Monday, Feb. 04, 1946

Exotic Pennsylvania

BEFORE THE SUN GOES DOWN--Elizabeth Me/zger Howard -- Doubleday ($2.75).

It is the year 1880, and spring has come to Willowspring, Pa. (pop. 4,000). "The sun, like an eager lover with searching fingers, [runs] penetrating rays into every crevice. . . ." Slowly "the earth yields [with] a sweet resistlessness . . . like the ultimate surrender of a virgin. Hens fly every which way. ... A cow moos and a bull . . . bawls. . . . Lillian sits under a great sugar maple, wondering. . . ."

Lillian is wondering because she is one of the scores of peculiar characters in Elizabeth Metzger Howard's Before the Sun Goes Down, which earned its author, a Florida housewife, more money than any first novel ever received prior to publication ($20,000 from the Doubleday-Doran Novel Contest, $125,000 from the M-G-M Annual Novel Award). Life is never dull for Lillian, because Willowspring is astir from dawn to dusk with miscegenation, class conflict, drunkenness, antiSemitism, anti-Catholicism and incest.

Sometimes Lillian could glimpse the notorious "Widder Woman," dressed only in corset and drawers, prancing drunkenly to the pawnshop with the blanket she had stripped from her bastard son, who was dying of consumption. Sometimes Lillian could hear Red, Lem, Butch and Shorty Clapp exchanging local gossip. Others whom Lillian wondered about include: Lawyer Pettigrew, an ambitious politician who had seduced pretty Meg Taylor in the underbrush; Schoolmarm Fisher, who had a lurid mother complex; Rufe Albright, who frolicked in the barn with fat Fanny Rhimer; and precocious young Gregory Beamer, who persuaded Lillian's adolescent sister to bathe in the buff with him.

Lillian was too young to suspect that kindly "Doc" Field, who was more repressed than most of the characters in Before the Sun Goes Down, had been secretly in love with her mother for nearly 20 years, and even kept a bridal bed made up in hopeful readiness. While waiting, "once a year in New York [Doc] found a woman whose body was slim and whose hair was fair and whose eyes were grey and he took her to bed, and for an instant out of all time he let himself believe that her flesh was the color of ripe wheat."

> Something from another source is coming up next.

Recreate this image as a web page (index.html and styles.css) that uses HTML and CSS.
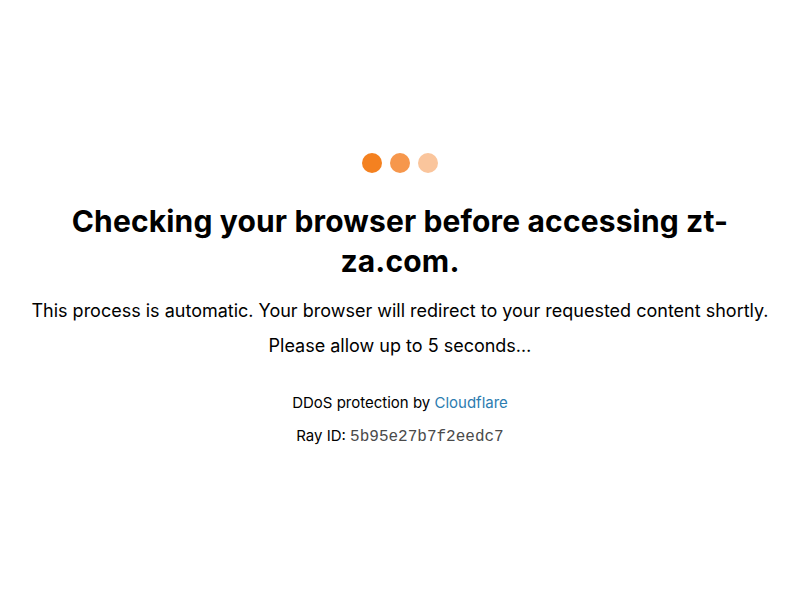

Lillian also knew some of the less Freudian folk in Willowspring--honest fellows who reached halting conclusions about politics and life. They said, in what Novelist Howard believes to be Pennsylvania dialect: "Maybe this here givern--givern--givernment of the United States was found--foundered by the people fer the people."

Insofar as the novel forsakes pathology for plot, it is the story of the struggle for local commercial, social and political power of two Willowspring dynasties.